Few knows his veteran team will once again do what it needs to do to remain focused.

“I think it's the hardest thing to do in our sport is win an NCAA Tournament game,” Few said. “It's the players, man. They deserve all the credit. They're prepared. They're ready. They're not succumbing to maybe the pressures that come when you're not the pesky little underdog that everybody is rooting for. They don't give into that narrative, and they fight and assert themselves and end up playing the way we should play.”


NO. 3 GONZAGA 82, NO. 14 GRAND CANYON 70

WHAT HAPPENED: Grand Canyon beat the shot-clock buzzer four times in the first half with long jump shots and led by as many as seven points. Gonzaga moved in front on a Drew Timme layup with 1:41 left in the first half and stayed there the rest of the way, using a 16-0 run in the second half to open a 22-point lead.

STAR OF THE GAME: Julian Strawther scored 28 points with 10 rebounds, hitting 9-of-15 shots. He also blocked a pair of shots (the Zags had eight blocks as a team). Strawther scored 12 of his points in the second half.

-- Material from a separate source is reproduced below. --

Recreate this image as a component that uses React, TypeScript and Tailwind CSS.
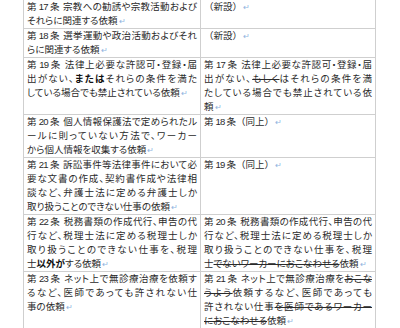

QUOTABLE: “It's a big, high-pressure event, and I felt like on the whole we were a little nervous, which is human nature. And then the second half we calmed down, recollected ourselves. ... There's no easy path, everything is hard, and it was certainly a hard war today.” — Gonzaga senior forward Drew Timme

UP NEXT: Gonzaga faces 6-seed TCU/11-seed TCU in a second-round West Region game on Sunday in Denver.